Step 1: Write Your ASCII Diagram

Start with a plain-text diagram using standard ASCII box-drawing conventions. Use + for corners, - for horizontal edges, | for vertical edges, and > / v for arrowheads. Here is a typical three-tier architecture:

+-----------+          +-----------+          +-----------+
|           |          |           |          |           |
|  Client   |--------->|   API     |--------->| Database  |
|  Browser  |<---------|  Server   |<---------|  (SQL)    |
|           |          |           |          |           |
+-----------+          +-----------+          +-----------+

The key principle: if it reads well in a monospace font, it will convert well to SVG. Keep your boxes aligned, use consistent spacing, and make sure connection lines are straight (no diagonal cheating with mixed characters).

Step 2: Paste into the Converter

Open the ASCII to SVG Converter and paste your diagram into the editor panel. The converter parses your text in real time, detecting boxes, lines, arrows, diamonds, and free-floating text. You will see the SVG preview update instantly as you type or paste.

The parser is tolerant of minor formatting inconsistencies — misaligned corners, extra spaces, and non-standard characters are handled gracefully. However, for the best results, keep your ASCII art clean and consistent.

Step 3: Choose a Theme

The converter supports dark and light themes. The dark theme uses a near-black background with emerald-green strokes, producing a developer-friendly aesthetic similar to terminal output. The light theme uses a white background with darker green strokes, suitable for printed documents and light-mode documentation sites.

Choose the theme that matches where the diagram will be displayed. For GitHub README files, the dark theme often looks best. For Google Docs or Notion pages, the light theme integrates more naturally.

Step 4: Review the SVG Preview

Before exporting, review the SVG preview carefully. Check that all boxes are detected correctly, all connections have proper arrowheads, and all labels are readable. The converter shows a shape count (e.g., "16 shapes") which helps you verify that nothing was missed.

Common issues to watch for:

  • Missing boxes: Usually caused by incomplete corners — make sure every box has four + characters at the corners.
  • Broken connections: Lines must be continuous. A gap in a --- line will be parsed as two separate segments.
  • Overlapping text: If labels in nested boxes overlap, try adding more vertical space between the outer box label and the inner boxes.

Step 5: Export

The converter supports multiple export options:

  • SVG: Ideal for web pages, documentation sites, and any context where you want infinite scalability. SVG files are small and can be styled with CSS.
  • PNG: Best for slide decks, chat messages, and contexts that do not support SVG. Export at 2x or 3x scale for retina displays.
  • Copy SVG code: Paste the raw SVG markup directly into HTML pages or React components for inline rendering.

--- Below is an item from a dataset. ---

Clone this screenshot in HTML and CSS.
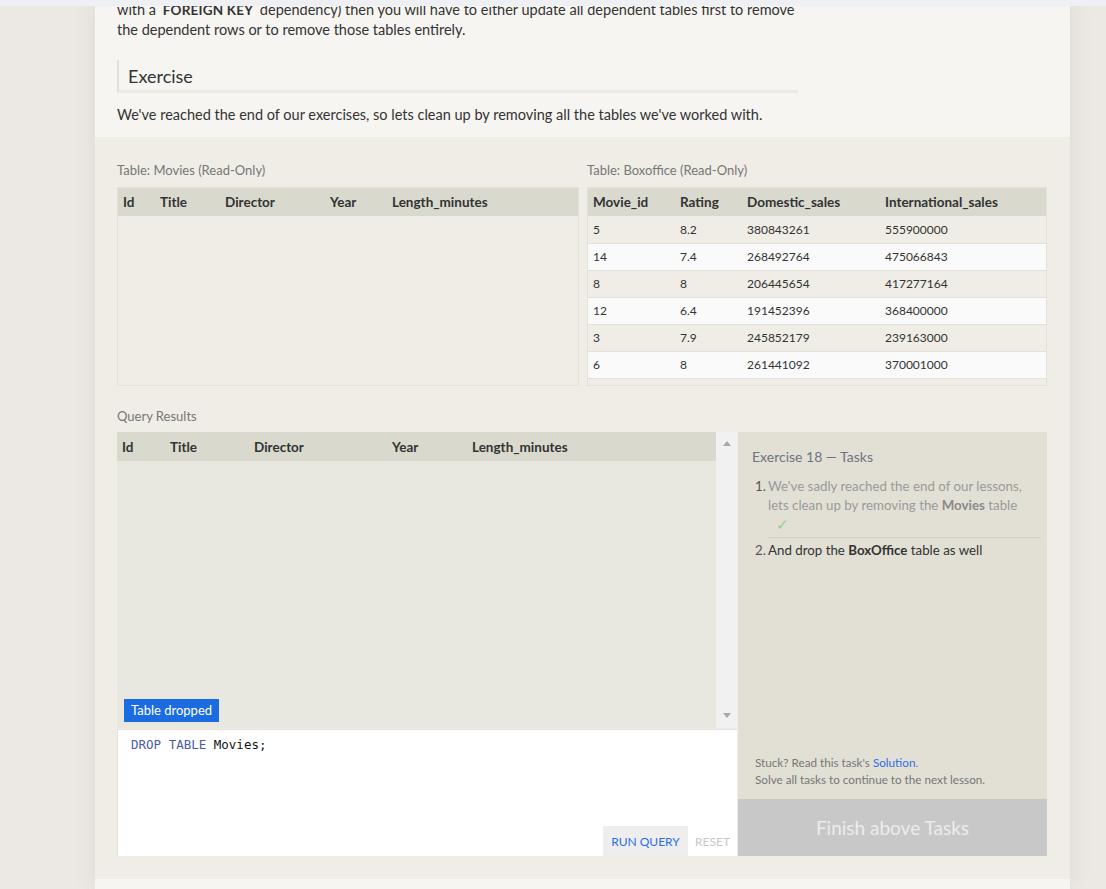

Tips for Professional Results

The difference between a good ASCII-to-SVG conversion and a great one comes down to the quality of the source diagram:

  • Use consistent box sizes. Boxes of similar importance should have similar dimensions. This creates visual harmony in the SVG output.
  • Align boxes on a grid. Even though the converter does not require perfect alignment, aligned boxes produce cleaner SVG output with evenly spaced elements.
  • Use double-line borders for emphasis. The = character creates double-stroke borders in the SVG, which is useful for highlighting container boundaries or important components.
  • Add whitespace generously. Extra space between elements translates to comfortable padding in the SVG. Cramped ASCII diagrams produce cramped SVGs.

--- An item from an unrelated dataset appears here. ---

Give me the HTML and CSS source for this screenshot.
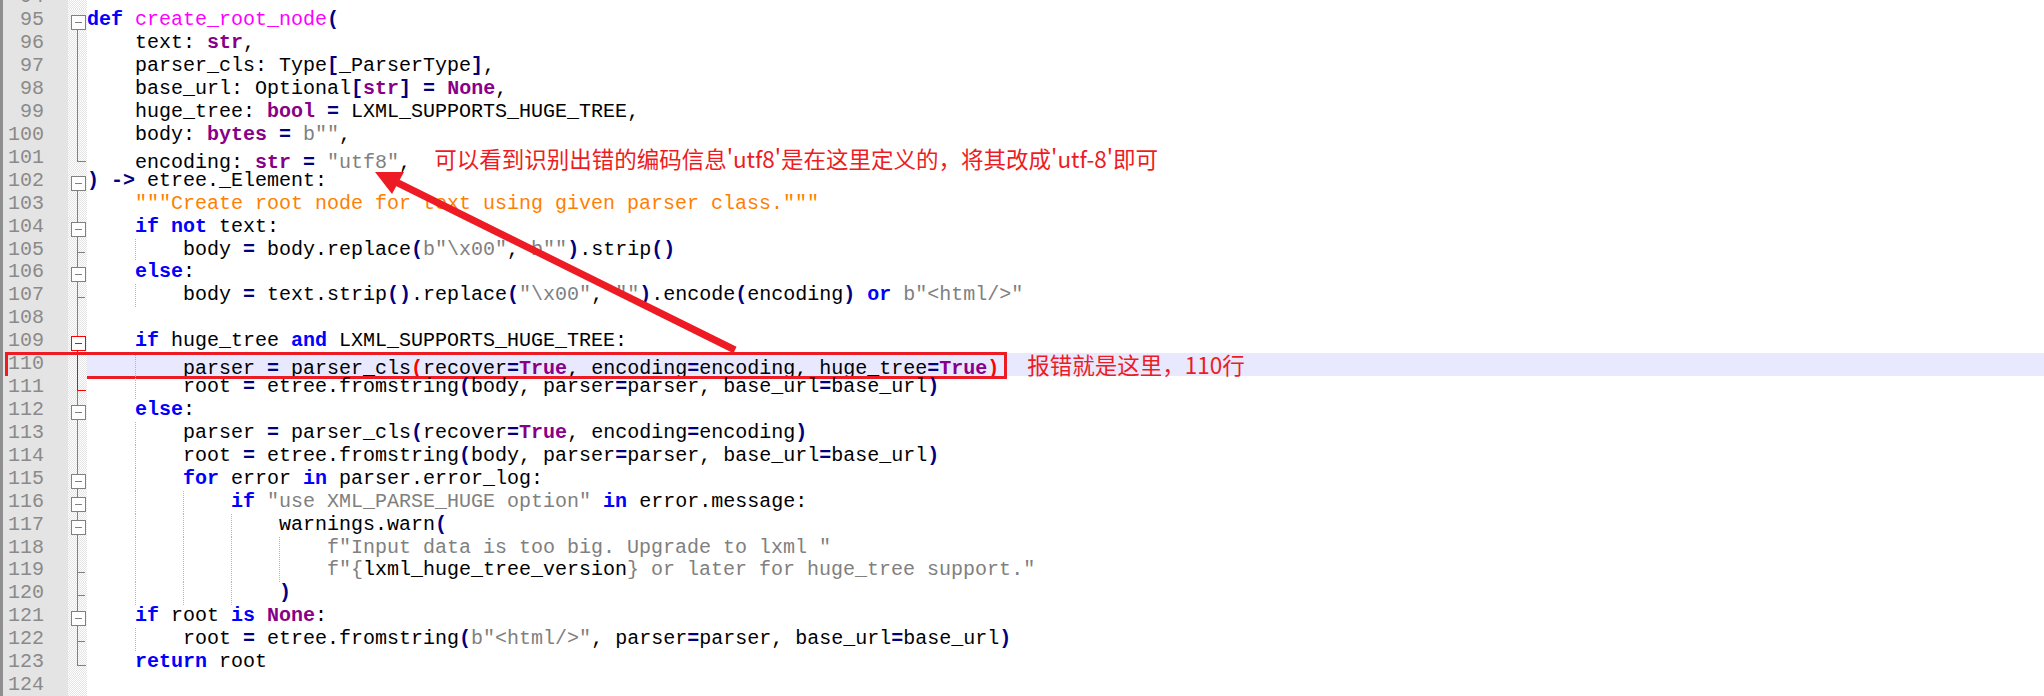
FILE: index.html
```html
<!DOCTYPE html>
<html lang="zh-CN">
<head>
    <meta charset="UTF-8">
    <meta name="viewport" content="width=device-width, initial-scale=1.0">
    <title>create_root_node</title>
    <link rel="stylesheet" href="styles.css">
</head>
<body>
    <div class="page">
        <div class="editor">
            <div class="row"><span class="ln">94</span><span class="fold"></span><span class="code"></span></div>
            <div class="row"><span class="ln">95</span><span class="fold f-box f-first"></span><span class="code"><span class="k">def</span> <span class="f">create_root_node</span><span class="o">(</span></span></div>
            <div class="row"><span class="ln">96</span><span class="fold f-line"></span><span class="code"><span class="ind"></span>text: <span class="t">str</span>,</span></div>
            <div class="row"><span class="ln">97</span><span class="fold f-line"></span><span class="code"><span class="ind"></span>parser_cls: Type<span class="o">[</span>_ParserType<span class="o">]</span>,</span></div>
            <div class="row"><span class="ln">98</span><span class="fold f-line"></span><span class="code"><span class="ind"></span>base_url: Optional<span class="o">[</span><span class="t">str</span><span class="o">]</span> <span class="o">=</span> <span class="t">None</span>,</span></div>
            <div class="row"><span class="ln">99</span><span class="fold f-line"></span><span class="code"><span class="ind"></span>huge_tree: <span class="t">bool</span> <span class="o">=</span> LXML_SUPPORTS_HUGE_TREE,</span></div>
            <div class="row"><span class="ln">100</span><span class="fold f-line"></span><span class="code"><span class="ind"></span>body: <span class="t">bytes</span> <span class="o">=</span> <span class="s">b""</span>,</span></div>
            <div class="row"><span class="ln">101</span><span class="fold f-end"></span><span class="code"><span class="ind"></span>encoding: <span class="t">str</span> <span class="o">=</span> <span class="s">"utf8"</span>,<span class="note note-a">可以看到识别出错的编码信息'utf8'是在这里定义的，将其改成'utf-8'即可</span></span></div>
            <div class="row"><span class="ln">102</span><span class="fold f-box f-first"></span><span class="code"><span class="o">)</span> <span class="o">-&gt;</span> etree._Element:</span></div>
            <div class="row"><span class="ln">103</span><span class="fold f-line"></span><span class="code"><span class="ind"></span><span class="d">"""Create root node for text using given parser class."""</span></span></div>
            <div class="row"><span class="ln">104</span><span class="fold f-box"></span><span class="code"><span class="ind"></span><span class="k">if</span> <span class="k">not</span> text:</span></div>
            <div class="row"><span class="ln">105</span><span class="fold f-tick"></span><span class="code"><span class="ind"></span><span class="ind g"></span>body <span class="o">=</span> body.replace<span class="o">(</span><span class="s">b"\x00"</span>, <span class="s">b""</span><span class="o">)</span>.strip<span class="o">()</span></span></div>
            <div class="row"><span class="ln">106</span><span class="fold f-box"></span><span class="code"><span class="ind"></span><span class="k">else</span>:</span></div>
            <div class="row"><span class="ln">107</span><span class="fold f-tick"></span><span class="code"><span class="ind"></span><span class="ind g"></span>body <span class="o">=</span> text.strip<span class="o">()</span>.replace<span class="o">(</span><span class="s">"\x00"</span>, <span class="s">""</span><span class="o">)</span>.encode<span class="o">(</span>encoding<span class="o">)</span> <span class="k">or</span> <span class="s">b"&lt;html/&gt;"</span></span></div>
            <div class="row"><span class="ln">108</span><span class="fold f-line"></span><span class="code"></span></div>
            <div class="row"><span class="ln">109</span><span class="fold f-box f-red-below"></span><span class="code"><span class="ind"></span><span class="k">if</span> huge_tree <span class="k">and</span> LXML_SUPPORTS_HUGE_TREE:</span></div>
            <div class="row row-current"><span class="ln">110</span><span class="fold f-line f-red"></span><span class="code"><span class="ind"></span><span class="ind g"></span>parser <span class="o">=</span> parser_cls<span class="r">(</span>recover<span class="o">=</span><span class="t">True</span>, encoding<span class="o">=</span>encoding, huge_tree<span class="o">=</span><span class="t">True</span><span class="r">)</span><span class="note note-b">报错就是这里，110行</span></span><span class="mark"></span></div>
            <div class="row"><span class="ln">111</span><span class="fold f-end f-red f-more"></span><span class="code"><span class="ind"></span><span class="ind g"></span>root <span class="o">=</span> etree.fromstring<span class="o">(</span>body, parser<span class="o">=</span>parser, base_url<span class="o">=</span>base_url<span class="o">)</span></span></div>
            <div class="row"><span class="ln">112</span><span class="fold f-box"></span><span class="code"><span class="ind"></span><span class="k">else</span>:</span></div>
            <div class="row"><span class="ln">113</span><span class="fold f-line"></span><span class="code"><span class="ind"></span><span class="ind g"></span>parser <span class="o">=</span> parser_cls<span class="o">(</span>recover<span class="o">=</span><span class="t">True</span>, encoding<span class="o">=</span>encoding<span class="o">)</span></span></div>
            <div class="row"><span class="ln">114</span><span class="fold f-line"></span><span class="code"><span class="ind"></span><span class="ind g"></span>root <span class="o">=</span> etree.fromstring<span class="o">(</span>body, parser<span class="o">=</span>parser, base_url<span class="o">=</span>base_url<span class="o">)</span></span></div>
            <div class="row"><span class="ln">115</span><span class="fold f-box"></span><span class="code"><span class="ind"></span><span class="ind g"></span><span class="k">for</span> error <span class="k">in</span> parser.error_log:</span></div>
            <div class="row"><span class="ln">116</span><span class="fold f-box"></span><span class="code"><span class="ind"></span><span class="ind g"></span><span class="ind g"></span><span class="k">if</span> <span class="s">"use XML_PARSE_HUGE option"</span> <span class="k">in</span> error.message:</span></div>
            <div class="row"><span class="ln">117</span><span class="fold f-box"></span><span class="code"><span class="ind"></span><span class="ind g"></span><span class="ind g"></span><span class="ind g"></span>warnings.warn<span class="o">(</span></span></div>
            <div class="row"><span class="ln">118</span><span class="fold f-line"></span><span class="code"><span class="ind"></span><span class="ind g"></span><span class="ind g"></span><span class="ind g"></span><span class="ind g"></span><span class="s">f"Input data is too big. Upgrade to lxml "</span></span></div>
            <div class="row"><span class="ln">119</span><span class="fold f-tick"></span><span class="code"><span class="ind"></span><span class="ind g"></span><span class="ind g"></span><span class="ind g"></span><span class="ind g"></span><span class="s">f"{</span>lxml_huge_tree_version<span class="s">} or later for huge_tree support."</span></span></div>
            <div class="row"><span class="ln">120</span><span class="fold f-tick"></span><span class="code"><span class="ind"></span><span class="ind g"></span><span class="ind g"></span><span class="ind g"></span><span class="o">)</span></span></div>
            <div class="row"><span class="ln">121</span><span class="fold f-box"></span><span class="code"><span class="ind"></span><span class="k">if</span> root <span class="k">is</span> <span class="t">None</span>:</span></div>
            <div class="row"><span class="ln">122</span><span class="fold f-tick"></span><span class="code"><span class="ind"></span><span class="ind g"></span>root <span class="o">=</span> etree.fromstring<span class="o">(</span><span class="s">b"&lt;html/&gt;"</span>, parser<span class="o">=</span>parser, base_url<span class="o">=</span>base_url<span class="o">)</span></span></div>
            <div class="row"><span class="ln">123</span><span class="fold f-end"></span><span class="code"><span class="ind"></span><span class="k">return</span> root</span></div>
            <div class="row"><span class="ln">124</span><span class="fold"></span><span class="code"></span></div>
        </div>

        <svg class="arrow" width="2044" height="696" viewBox="0 0 2044 696">
            <line x1="396" y1="182" x2="735" y2="350" stroke="#ed1c24" stroke-width="7"/>
            <polygon points="375,172 404,172 392,194" fill="#ed1c24"/>
        </svg>
    </div>
</body>
</html>
```

FILE: styles.css
```css
* {
    box-sizing: border-box;
    margin: 0;
    padding: 0;
}

body {
    background-color: #fff;
    overflow: hidden;
}

.page {
    position: relative;
    width: 2044px;
    height: 696px;
    overflow: hidden;
}

.editor {
    margin-top: -13.6px;
    font-family: "Liberation Mono", "Courier New", monospace;
    font-size: 20px;
    color: #000;
}

.row {
    position: relative;
    display: flex;
    height: 22.93px;
    line-height: 22.93px;
}

.ln {
    width: 68px;
    flex: none;
    padding-right: 24px;
    text-align: right;
    color: #8a8a8a;
    background-color: #e4e4e4;
    border-left: 3px solid #8f8f8f;
}

.fold {
    position: relative;
    width: 19px;
    flex: none;
    background: repeating-conic-gradient(#e4e4e4 0 25%, #fff 0 50%) 0 0 / 2px 2px;
}

.code {
    flex: 1;
    white-space: pre;
}

.row-current .code {
    background-color: #e8e8ff;
}

/* fold margin marks */
.fold::before,
.fold::after {
    position: absolute;
}

.f-line::before {
    content: "";
    left: 9px;
    top: 0;
    bottom: 0;
    border-left: 1px solid #808080;
}

.f-tick::before {
    content: "";
    left: 9px;
    top: 0;
    bottom: 0;
    border-left: 1px solid #808080;
}

.f-tick::after {
    content: "";
    left: 10px;
    top: 13px;
    width: 7px;
    border-top: 1px solid #808080;
}

.f-end::before {
    content: "";
    left: 9px;
    top: 0;
    width: 8px;
    height: 14px;
    border-left: 1px solid #808080;
    border-bottom: 1px solid #808080;
}

.f-box::before {
    content: "";
    left: 9px;
    top: 0;
    bottom: 0;
    width: 1px;
    background-color: #808080;
}

.f-box.f-first::before {
    top: 12px;
}

.f-box::after {
    content: "";
    left: 3px;
    top: 6px;
    width: 13px;
    height: 13px;
    border: 1px solid #808080;
    background: linear-gradient(#808080, #808080) center / 7px 1px no-repeat, #fff;
}

.f-red-below::before {
    background: linear-gradient(#808080 50%, #ff0000 50%);
}

.f-red-below::after {
    border-color: #ff0000;
    background: linear-gradient(#ff0000, #ff0000) center / 7px 1px no-repeat, #fff;
}

.f-red::before,
.f-red::after {
    border-color: #ff0000;
}

.f-more {
    background:
        linear-gradient(#808080, #808080) 9px 13px / 1px 100% no-repeat,
        repeating-conic-gradient(#e4e4e4 0 25%, #fff 0 50%) 0 0 / 2px 2px;
}

/* indentation guides */
.ind {
    display: inline-block;
    width: 48px;
    height: 22.93px;
    vertical-align: top;
}

.ind.g {
    background: repeating-linear-gradient(#b4b4b4 0 1px, transparent 1px 2px) 0 0 / 1px 100% no-repeat;
}

/* syntax colours */
.k {
    color: #0000ff;
    font-weight: bold;
}

.f {
    color: #ff00ff;
}

.t {
    color: #880088;
    font-weight: bold;
}

.o {
    color: #000080;
    font-weight: bold;
}

.r {
    color: #ff0000;
    font-weight: bold;
}

.s {
    color: #808080;
}

.d {
    color: #ff8000;
}

/* annotations */
.note {
    font-family: "Noto Sans CJK SC", sans-serif;
    font-size: 22.5px;
    color: #ed1c24;
    white-space: nowrap;
}

.note-a {
    margin-left: 23px;
}

.note-b {
    margin-left: 28px;
}

.mark {
    position: absolute;
    left: 5px;
    top: -1px;
    width: 1002px;
    height: 27px;
    border: 3px solid #ed1c24;
}

.arrow {
    position: absolute;
    left: 0;
    top: 0;
    pointer-events: none;
}
```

Integrating into Your Workflow

Many teams keep ASCII diagrams in their codebase (in comments or .txt files) and convert them to SVG as part of their documentation build process. This "diagram as code" approach ensures that architecture documentation stays in sync with the codebase and can be reviewed in pull requests.

For one-off diagrams, the ASCII to SVG Converter provides a fast, browser-based workflow. Paste your diagram, choose a theme, and export — no installation or account required.